I was extremely preoccupied with my finals and studies in general. So much has happened ever since I've been back on holidays. I'm really glad that I've never been bored out of my brains yet, and hopefully never will be. Despite the fact that I've said this a couple of times before, I'll say it once again, I am determined to update my blog much more often. Let's hope it sticks this time around.

As a part of graduating with a Bachelors degree from our faculty, we are required to complete 12 weeks of compulsory training or vacational employment prior to graduation. Obviously it should also be related to our field of study along with many other requirments. Two of my colleagues and I (which are both good friends and are also Omani) talked about taking up alteast 6 of the required 12 weeks during this 3+ month holiday of ours. We had started arranging for it prior to arriving, and al-hamdulillah everything went as planned and we started work about a week after our arrival. Not much to say about that except maybe... we have to go all the way to Rusayl. Why? Because we'll be training in two companies (3 weeks each) and they're both in the Rusayl Industrial Estate. However that turned out to be the least of our worries after having started work. We were actually more worried about how we'd be spending our time during work that day, and whether this whole training at this company would be a fruitful experience. One company down, one more to go, three more weeks, starting again after the official holiday.

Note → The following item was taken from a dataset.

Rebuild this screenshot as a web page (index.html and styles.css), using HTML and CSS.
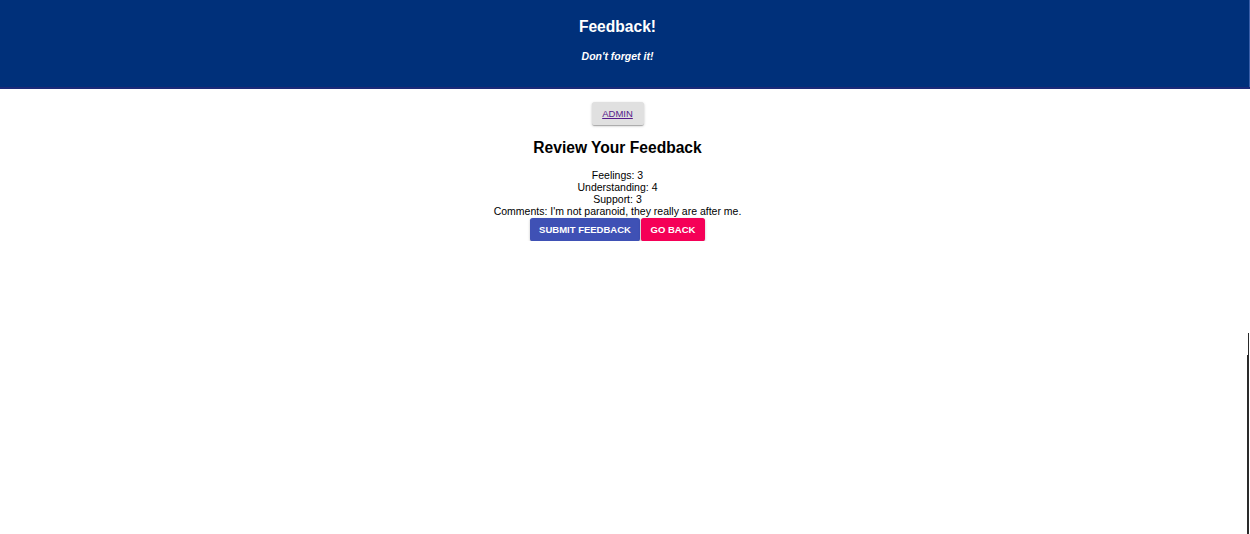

It felt really good to finally be free from studies for a while after a really stressful semester. It felt even better to have the time to start working out again and play soccer, just as I've always been looking forward to. However the feeling of being back home among family and friends was second to none!

I've been away from the English Sabla almost all semester, and when I was back into it recently I was quite surprised to see how much things have changed around there. Most changes being unpleasant... that's another story for another day though. This should do for now, but I'll be back on the scene soon.